:: RECORDS SHOWN
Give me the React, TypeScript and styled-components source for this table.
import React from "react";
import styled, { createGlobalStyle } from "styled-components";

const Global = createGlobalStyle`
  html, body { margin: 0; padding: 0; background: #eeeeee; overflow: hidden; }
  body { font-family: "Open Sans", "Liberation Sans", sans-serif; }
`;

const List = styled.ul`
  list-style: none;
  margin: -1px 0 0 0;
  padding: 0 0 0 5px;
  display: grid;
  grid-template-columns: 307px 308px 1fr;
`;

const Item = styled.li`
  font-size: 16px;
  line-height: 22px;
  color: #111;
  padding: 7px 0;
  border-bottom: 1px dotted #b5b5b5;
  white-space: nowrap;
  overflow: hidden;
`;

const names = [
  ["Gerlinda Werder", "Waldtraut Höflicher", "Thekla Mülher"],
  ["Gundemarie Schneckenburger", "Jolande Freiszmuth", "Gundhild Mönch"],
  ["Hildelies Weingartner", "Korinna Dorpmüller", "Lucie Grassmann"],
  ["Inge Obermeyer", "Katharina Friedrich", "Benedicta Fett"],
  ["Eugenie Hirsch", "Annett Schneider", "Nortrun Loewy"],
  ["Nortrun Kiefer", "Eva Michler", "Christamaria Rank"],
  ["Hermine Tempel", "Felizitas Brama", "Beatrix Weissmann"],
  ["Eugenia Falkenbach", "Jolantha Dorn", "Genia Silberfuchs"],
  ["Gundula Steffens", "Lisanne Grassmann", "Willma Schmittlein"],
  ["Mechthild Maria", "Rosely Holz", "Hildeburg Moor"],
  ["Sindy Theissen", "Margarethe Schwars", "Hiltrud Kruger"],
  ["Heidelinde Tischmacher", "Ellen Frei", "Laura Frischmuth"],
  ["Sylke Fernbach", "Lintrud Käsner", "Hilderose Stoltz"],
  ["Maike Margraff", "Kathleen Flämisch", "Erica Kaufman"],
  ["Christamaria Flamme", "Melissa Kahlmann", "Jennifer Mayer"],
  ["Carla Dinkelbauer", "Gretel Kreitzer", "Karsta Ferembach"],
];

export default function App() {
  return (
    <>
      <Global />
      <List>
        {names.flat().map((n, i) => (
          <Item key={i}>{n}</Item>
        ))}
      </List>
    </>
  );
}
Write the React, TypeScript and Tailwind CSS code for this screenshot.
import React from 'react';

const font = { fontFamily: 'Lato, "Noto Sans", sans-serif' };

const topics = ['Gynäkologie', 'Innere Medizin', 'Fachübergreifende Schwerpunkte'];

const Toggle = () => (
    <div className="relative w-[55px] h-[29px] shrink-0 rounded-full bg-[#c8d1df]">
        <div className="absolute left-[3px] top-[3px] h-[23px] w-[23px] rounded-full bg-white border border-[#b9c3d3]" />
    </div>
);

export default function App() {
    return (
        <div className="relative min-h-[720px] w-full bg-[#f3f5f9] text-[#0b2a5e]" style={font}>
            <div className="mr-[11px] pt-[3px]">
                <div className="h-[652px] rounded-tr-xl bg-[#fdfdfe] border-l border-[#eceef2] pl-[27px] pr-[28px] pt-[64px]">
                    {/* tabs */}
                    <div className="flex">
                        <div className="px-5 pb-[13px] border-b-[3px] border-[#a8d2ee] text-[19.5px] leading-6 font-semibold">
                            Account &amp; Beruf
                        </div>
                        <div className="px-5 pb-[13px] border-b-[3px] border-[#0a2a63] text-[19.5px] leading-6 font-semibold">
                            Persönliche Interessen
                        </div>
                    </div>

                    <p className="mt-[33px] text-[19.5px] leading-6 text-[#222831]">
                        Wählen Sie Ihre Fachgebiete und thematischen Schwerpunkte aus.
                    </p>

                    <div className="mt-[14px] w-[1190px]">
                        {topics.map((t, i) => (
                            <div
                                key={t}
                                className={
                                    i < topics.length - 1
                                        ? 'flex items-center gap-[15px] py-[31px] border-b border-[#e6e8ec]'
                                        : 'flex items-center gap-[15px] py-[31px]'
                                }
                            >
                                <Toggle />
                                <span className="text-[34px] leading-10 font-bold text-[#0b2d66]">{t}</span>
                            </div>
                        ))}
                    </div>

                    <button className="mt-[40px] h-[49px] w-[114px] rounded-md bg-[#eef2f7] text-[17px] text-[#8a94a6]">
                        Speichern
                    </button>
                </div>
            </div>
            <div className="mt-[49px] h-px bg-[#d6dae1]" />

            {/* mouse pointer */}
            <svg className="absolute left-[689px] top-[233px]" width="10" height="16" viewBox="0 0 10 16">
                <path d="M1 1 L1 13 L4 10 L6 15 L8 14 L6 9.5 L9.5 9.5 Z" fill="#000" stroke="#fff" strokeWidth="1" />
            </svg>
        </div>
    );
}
::::
REQUIRED TASK:
Find how many lines in the listing contain the word "components" and give that count alone.

REPLY:
2